After moving to Perth in 1967 he increasingly involved himself in industry and community affairs. He was President of the WA Chamber of Mines from 1970 to 1974, a member of the Australian Mining Industry Council and President of the Australasian Institute of Mining and Metallurgy in 1973 as well as being made an honorary fellow in 1988 of the AusIMM. Government and advisory body service included the WA Environmental Protection Council, the CSIRO Council and Chairman of the State Committee of CSIRO. He received the Western Australian Citizen of the Year Award in 1974, was made a Companion of the Order of St Michael and St George (CMG) in 1976, created a Knight Bachelor in the 1982 Birthday Honours, and was made a Freeman of the City of Kalgoorlie-Boulder in 1989. He was a director of Ansett Australia. He was appointed an Officer of the Order of Australia (AO) in the Australia Day Honours in 1993 in recognition of his contribution to the Australian mining industry.

==Later years==
After retiring as an executive director of WMC in 1975, Brodie-Hall kept his position on boards of WMC and Alcoa Australia for seven years. He was chairman of Kalgoorlie Lake View Pty Ltd, Kalgoorlie Mining Associates, Central Norseman Gold Corporation NL, and Three Springs Talc until 1982 and Gold Mines of Kalgoorlie Ltd until 1985. He was chairman of Westerntech Innovations Corp and Energy Research Group, and a director of Coolgardie Gold NL and a number of non-listed enterprises.

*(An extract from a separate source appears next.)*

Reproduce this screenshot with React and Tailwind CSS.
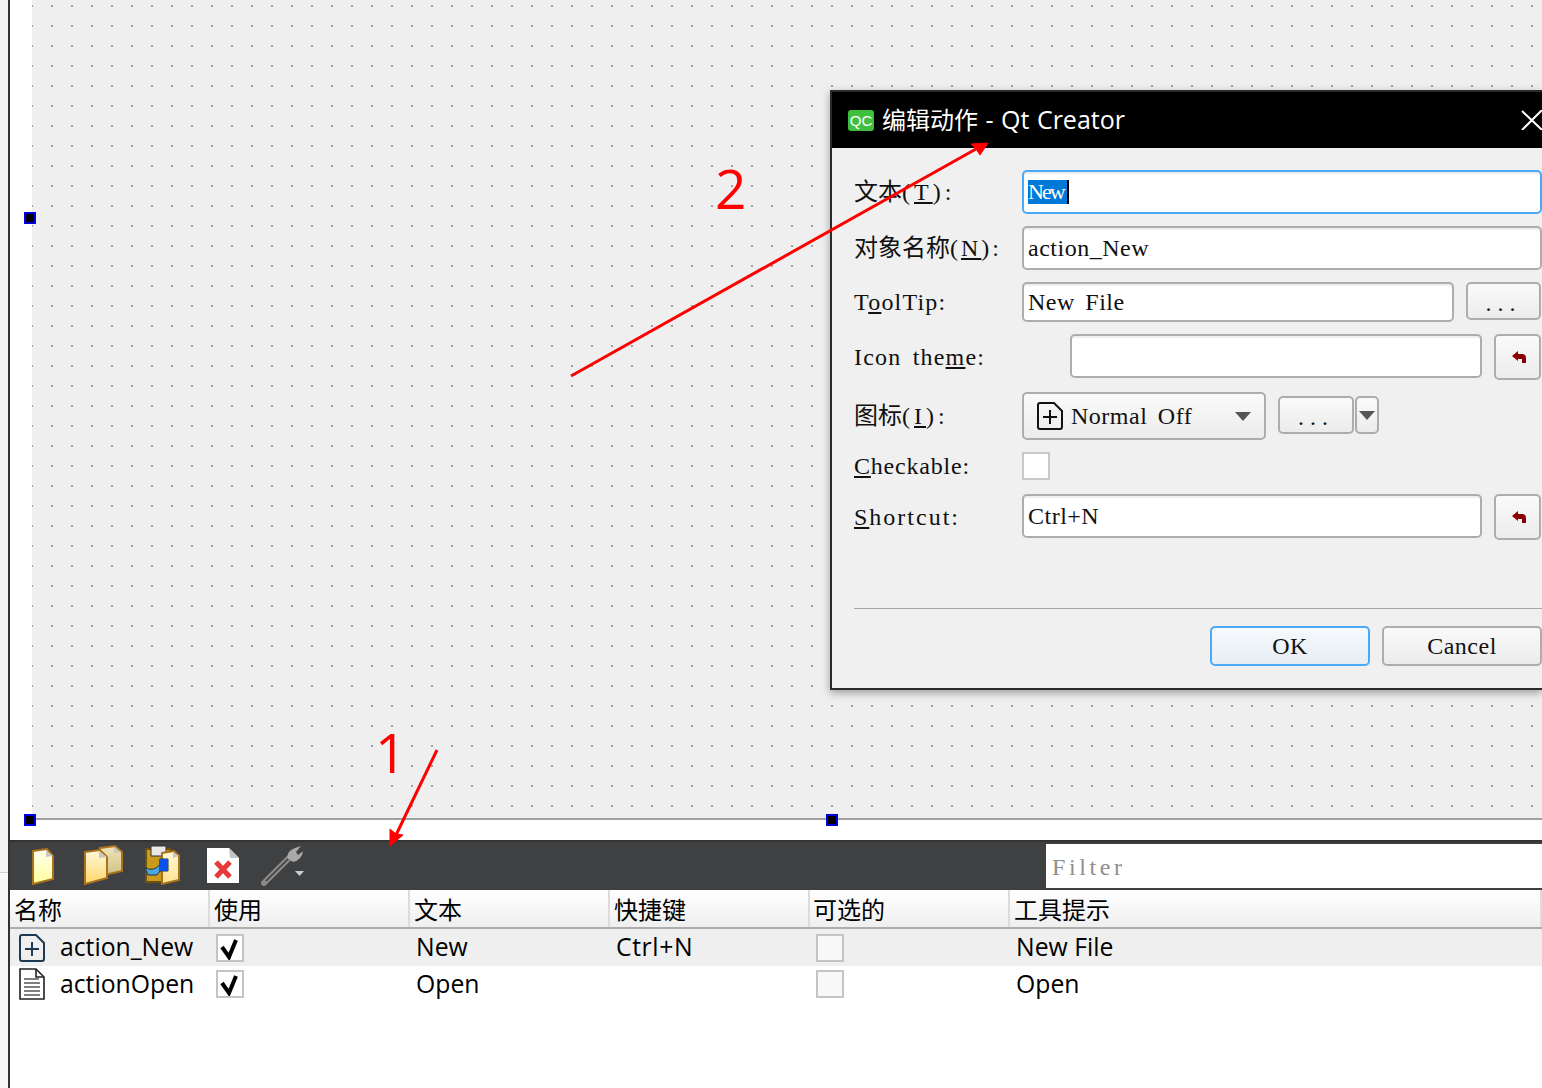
import React from "react"

const mono = "font-['Liberation_Serif','Noto_Sans_CJK_SC',serif] text-[24px] leading-none tracking-[0.5px] [word-spacing:4px] text-[#111]"
const sans = "font-['Open_Sans','Noto_Sans_CJK_SC',sans-serif] text-[24.75px] leading-none text-black"
const field = "flex items-center bg-white rounded-[5px] border-2 border-[#adadad] pl-1 shadow-[inset_0_2px_0_#eeeeee]"
const btn = "flex items-center justify-center rounded-[5px] border-2 border-[#adadad] bg-gradient-to-b from-[#fafafa] to-[#ececec]"

function Cjk({ children }) {
  return <span className="text-[24px] tracking-normal">{children}</span>
}

function Label({ children, width = "w-[168px]", tracking = "!tracking-[1.2px]" }) {
  return <div className={`${mono} ${width} ${tracking} shrink-0 self-center whitespace-pre`}>{children}</div>
}

function Reset({ className = "" }) {
  return (
    <button className={`${btn} w-[47px] pl-[2px] ${className}`}>
      <svg width="14" height="12" viewBox="0 0 14 12" fill="#8b0000">
        <path d="M0 5 L6 0 V3 H10 Q14 3 14 7 V12 H10 V8 H6 V10 Z" />
      </svg>
    </button>
  )
}

function FilePlus({ stroke = "#111", className = "" }) {
  return (
    <svg width="26" height="28" viewBox="0 0 26 28" fill="none" stroke={stroke} strokeWidth="2" className={className}>
      <path d="M3 1 H17 L25 9 V25 a2 2 0 0 1 -2 2 H3 a2 2 0 0 1 -2 -2 V3 a2 2 0 0 1 2 -2 Z" />
      <path d="M13 8 V22 M6 15 H20" />
    </svg>
  )
}

function FileLines() {
  return (
    <svg width="26" height="32" viewBox="0 0 26 32" fill="white" stroke="#222" strokeWidth="1.6">
      <path d="M1 1 H17 L25 9 V31 H1 Z" />
      <path d="M17 1 V9 H25" fill="none" />
      <path d="M5 11 H20 M5 15 H21 M5 19 H21 M5 23 H21 M5 27 H21" stroke="#555" strokeWidth="1.5" />
    </svg>
  )
}

function Check({ checked }) {
  return (
    <div className={`w-[28px] h-[28px] border-2 border-[#c4c4c4] ${checked ? "bg-white" : "bg-[#f8f8f8]"}`}>
      {checked && (
        <svg width="24" height="24" viewBox="0 0 24 24" fill="none" stroke="#000" strokeWidth="4">
          <path d="M4 11 L11 21 L18 4" />
        </svg>
      )}
    </div>
  )
}

function Doc({ d, fold, id, from, to }) {
  return (
    <>
      <defs>
        <linearGradient id={id} x1="0" y1="0" x2="0" y2="1">
          <stop offset="0" stopColor={from} />
          <stop offset="1" stopColor={to} />
        </linearGradient>
      </defs>
      <path d={d} fill={`url(#${id})`} stroke="#a9721d" strokeWidth="2" />
      <path d={fold} fill="#c8c8c0" />
    </>
  )
}

function ToolIcons() {
  return (
    <>
      <svg width="26" height="42" viewBox="30 844 26 42" className="ml-[20px] shrink-0">
        <Doc id="n1" from="#fffff0" to="#ffff9c" d="M33 851 L47 849 L53 856 V879 L33 884 Z" fold="M46 850 L53 856 L46 857 Z" />
      </svg>
      <svg width="42" height="42" viewBox="82 844 42 42" className="ml-[26px] shrink-0">
        <Doc id="o1" from="#efe6b8" to="#cfc083" d="M100 848 L115 846 L122 852 V871 L100 876 Z" fold="M114 847 L121 852 L114 853 Z" />
        <Doc id="o2" from="#fff8dc" to="#ffd86a" d="M85 852 L100 850 L107 857 V878 L85 884 Z" fold="M99 851 L107 857 L99 858 Z" />
      </svg>
      <svg width="39" height="42" viewBox="143 844 39 42" className="ml-[19px] shrink-0">
        <path d="M146 849 H170 V882 H146 Z" fill="#c99a1b" stroke="#6e5208" strokeWidth="2" />
        <path d="M151 846 H166 V856 H151 Z" fill="#e8e8e8" stroke="#333" />
        <Doc id="s1" from="#fff8dc" to="#ffe28a" d="M162 853 L174 851 L179 856 V880 L162 884 Z" fold="M173 852 L179 856 L173 858 Z" />
        <path d="M145 868 Q155 872 160 864 V859 H168 V871 H160 L157 875 H148 Z" fill="#49a7dd" stroke="#234" strokeWidth="1" />
        <path d="M159 859 H168 V871 H159 Z" fill="#0a52f0" />
      </svg>
      <svg width="36" height="42" viewBox="205 844 36 42" className="ml-[23px] shrink-0">
        <path d="M207 848 H229 L239 858 V883 H207 Z" fill="#fff" />
        <path d="M229 848 L239 858 H230 Z" fill="#c4c4c4" />
        <path d="M216 862 L230 877 M230 862 L216 877" stroke="#e83a3a" strokeWidth="5" />
      </svg>
      <svg width="46" height="42" viewBox="260 844 46 42" className="ml-[19px] shrink-0">
        <path d="M264 883 L290 857" stroke="#8a8a8a" strokeWidth="6" strokeLinecap="round" />
        <path d="M266 881 L290 857" stroke="#3c3c3c" strokeWidth="1.6" />
        <path d="M287 858 Q288 850 295 848 L301 846 L296 852 L298 855 L303 851 Q302 860 293 862 Z" fill="#a8a8a8" />
        <path d="M295 871 H304 L299.500 876 Z" fill="#cccccc" />
      </svg>
    </>
  )
}

const cols = [
  { w: "w-[200px]", head: "名称", pl: "pl-[4px]" },
  { w: "w-[200px]", head: "使用", pl: "pl-[4px]" },
  { w: "w-[200px]", head: "文本", pl: "pl-[4px]" },
  { w: "w-[200px]", head: "快捷键", pl: "pl-[4px]" },
  { w: "w-[200px]", head: "可选的", pl: "pl-[3px]" },
  { w: "flex-1", head: "工具提示", pl: "pl-[4px]" },
]

const rows = [
  { name: "action_New", text: "New", key: "Ctrl+N", tip: "New File", bg: "bg-[#efefef] h-[37px]", icon: <FilePlus stroke="#1d3a55" /> },
  { name: "actionOpen", text: "Open", key: "", tip: "Open", bg: "bg-white h-[36px]", icon: <FileLines /> },
]

function ActionTable() {
  return (
    <div className="flex flex-col flex-1 bg-white">
      <div className="flex h-[39px] border-b-2 border-[#adadad] bg-gradient-to-b from-white to-[#efefef]">
        {cols.map((c) => (
          <div key={c.head} className={`${c.w} ${c.pl} ${sans} !text-[24px] flex items-center border-r-2 border-[#dcdcdc] pt-[3px]`}>
            {c.head}
          </div>
        ))}
      </div>
      {rows.map((r) => (
        <div key={r.name} className={`flex items-center ${r.bg} ${sans}`}>
          <div className="w-[198px] flex items-center pl-[9px] gap-[15px]">
            {r.icon}
            <span>{r.name}</span>
          </div>
          <div className="w-[200px] pl-[8px]"><Check checked /></div>
          <div className="w-[200px] pl-[8px]">{r.text}</div>
          <div className="w-[200px] pl-[8px] tracking-[0.6px]">{r.key}</div>
          <div className="w-[200px] pl-[8px]"><Check /></div>
          <div className="flex-1 pl-[8px]">{r.tip}</div>
        </div>
      ))}
    </div>
  )
}

function EditDialog() {
  return (
    <div className="absolute left-[830px] top-[90px] w-[712px] flex flex-col border-2 border-r-0 border-[#2b2b2b] bg-[#f0f0f0] shadow-[0_3px_8px_rgba(0,0,0,0.35)]">
      <div className="flex items-center h-[56px] bg-black pl-4">
        <div className="flex items-center justify-center w-[26px] h-[21px] rounded-[3px] bg-[#3fbf3f] font-['Liberation_Sans',sans-serif] text-[15px] leading-none text-white">
          QC
        </div>
        <div className="ml-2 -translate-y-px font-['Open_Sans','Noto_Sans_CJK_SC',sans-serif] text-[24px] leading-none text-white whitespace-pre">
          编辑动作<span className="text-[25px] [word-spacing:1px]"> - Qt Creator</span>
        </div>
        <svg width="21" height="20" viewBox="0 0 21 20" stroke="#fff" strokeWidth="2" className="ml-auto">
          <path d="M1 1 L21 20 M21 0 L1 20" />
        </svg>
      </div>

      <div className="flex flex-col pl-[22px] pt-[22px] pb-[22px]">
        <div className="flex h-[44px]">
          <Label tracking="!tracking-[4px]"><Cjk>文本</Cjk>(<u>T</u>):</Label>
          <div className={`${field} flex-1 !border-[#4aaaf7] ${mono}`}>
            <span className="h-6 flex items-center bg-[#0078d7] text-white text-[22px] tracking-[-2px] border-r-2 border-black pr-[3px]">New</span>
          </div>
        </div>
        <div className="flex h-[44px] mt-3">
          <Label tracking="!tracking-[3px]"><Cjk>对象名称</Cjk>(<u>N</u>):</Label>
          <div className={`${field} flex-1 ${mono}`}>action_New</div>
        </div>
        <div className="flex items-start h-[40px] mt-3">
          <Label>T<u>o</u>olTip:</Label>
          <div className={`${field} w-[432px] h-[40px] ${mono}`}>New File</div>
          <button className={`${btn} w-[75px] h-[38px] ml-3 pt-1 ${mono} !tracking-[6px]`}>...</button>
        </div>
        <div className="flex items-start h-[46px] mt-3">
          <Label width="w-[216px]">Icon the<u>m</u>e:</Label>
          <div className={`${field} w-[412px] h-[44px]`} />
          <Reset className="h-[46px] ml-3" />
        </div>
        <div className="flex items-start h-[48px] mt-3">
          <Label tracking="!tracking-[4px]"><Cjk>图标</Cjk>(<u>I</u>):</Label>
          <button className={`${btn} w-[244px] h-[48px] !justify-start pl-[13px] ${mono}`}>
            <FilePlus />
            <span className="ml-2">Normal Off</span>
            <svg width="16" height="9" viewBox="0 0 16 9" fill="#555" className="ml-auto mr-[13px]">
              <path d="M0 0 H16 L8 9 Z" />
            </svg>
          </button>
          <button className={`${btn} w-[76px] h-[38px] ml-3 mt-1 pt-1 ${mono} !tracking-[6px]`}>...</button>
          <button className={`${btn} w-[24px] h-[38px] ml-px mt-1`}>
            <svg width="16" height="9" viewBox="0 0 16 9" fill="#555"><path d="M0 0 H16 L8 9 Z" /></svg>
          </button>
        </div>
        <div className="flex items-center h-[28px] mt-3">
          <Label tracking="!tracking-[0.8px]"><u>C</u>heckable:</Label>
          <div className="w-[28px] h-[28px] bg-white border-2 border-[#c8c8c8]" />
        </div>
        <div className="flex items-start h-[46px] mt-[14px]">
          <Label tracking="!tracking-[2px]"><u>S</u>hortcut:</Label>
          <div className={`${field} w-[460px] h-[44px] ${mono}`}>Ctrl+N</div>
          <Reset className="h-[46px] ml-3" />
        </div>
        <div className="h-px bg-[#a8a8a8] mt-[68px]" />
        <div className="flex justify-end gap-3 mt-[17px]">
          <button className={`${btn} w-[160px] h-[40px] !border-[#4aaaf7] !from-[#f6fafd] !to-[#e6edf3] ${mono}`}>OK</button>
          <button className={`${btn} w-[160px] h-[40px] ${mono}`}>Cancel</button>
        </div>
      </div>
    </div>
  )
}

function Handle({ className }) {
  return <div className={`absolute w-3 h-3 bg-black border-2 border-[#0000e6] ${className}`} />
}

export default function App() {
  return (
    <div className="relative flex w-[1542px] h-[1088px] overflow-hidden bg-white">
      {/* left edge of the designer window */}
      <div className="flex flex-col w-2 shrink-0">
        <div className="h-[873px] bg-[#f4f4f4] border-b border-[#d0d0d0]" />
        <div className="flex-1 bg-[#f7f7f7]" />
      </div>
      <div className="w-[2px] shrink-0 bg-[#333]" />

      <div className="flex flex-col flex-1 min-w-0">
        <div className="h-[840px] pl-[22px] bg-white shrink-0">
          <div className="h-[818px] bg-[#efefef] bg-[radial-gradient(circle,#a0a0a0_1.2px,transparent_1.3px)] bg-[length:20px_20px] bg-[position:10px_-4px]" />
          <div className="h-[2px] bg-[#a0a0a0]" />
        </div>

        <div className="flex items-center h-[50px] shrink-0 bg-[#3f4042] shadow-[inset_0_2px_0_#333]">
          <ToolIcons />
          <div className={`ml-auto mt-[2px] w-[496px] h-[44px] flex items-center bg-white pl-[6px] pt-[2px] ${mono} !tracking-[3.6px] !text-[#8f8f8f]`}>
            Filter
          </div>
        </div>

        <ActionTable />
      </div>

      <Handle className="left-[24px] top-[212px]" />
      <Handle className="left-[24px] top-[814px]" />
      <Handle className="left-[826px] top-[814px]" />

      <EditDialog />

      {/* red annotations pasted over the screenshot */}
      <div className="absolute left-[375px] top-[714px] font-['Open_Sans',sans-serif] text-[55px] leading-[76px] text-[#ff0000]">1</div>
      <div className="absolute left-[715px] top-[150px] font-['Open_Sans',sans-serif] text-[55px] leading-[76px] text-[#ff0000]">2</div>
      <svg className="absolute left-0 top-0 pointer-events-none" width="1542" height="1088" viewBox="0 0 1542 1088" fill="#ff0000" stroke="#ff0000">
        <path d="M437 750 L396 835" strokeWidth="3" />
        <path d="M390 846 L390 829 L396 834 L403 835 Z" strokeWidth="1" />
        <path d="M571 376 L976 149" strokeWidth="3" />
        <path d="M988 143 L971 144 L976 149 L980 155 Z" strokeWidth="1" />
      </svg>
    </div>
  )
}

For many years he maintained a keen interest in the WA School of Mines and was chairman of the School's board of management for a long period. He served on the Council of the Western Australian Institute of Technology (WAIT, which became Curtin University) and received an Honorary Doctorate of Technology from WAIT in 1978. He was appointed a Fellow of Curtin University for his service to tertiary education in Western Australia. His name is commemorated in the L C Brodie-Hall Administration Centre at Agricola College, Kalgoorlie, the Brodie-Hall Research and Consultancy Centre at Curtin University and Brodie-Hall Drive at Technology Park. In 1994 he published his memoirs". He died in October 2006.

==Family==
Brodie-Hall married Dorothy Jolly. Dorothy supported Brodie-Hall and their young family while he was studying geology at the Kalgoorlie School of mines. They had five children. After her death he married Jean Verschuer.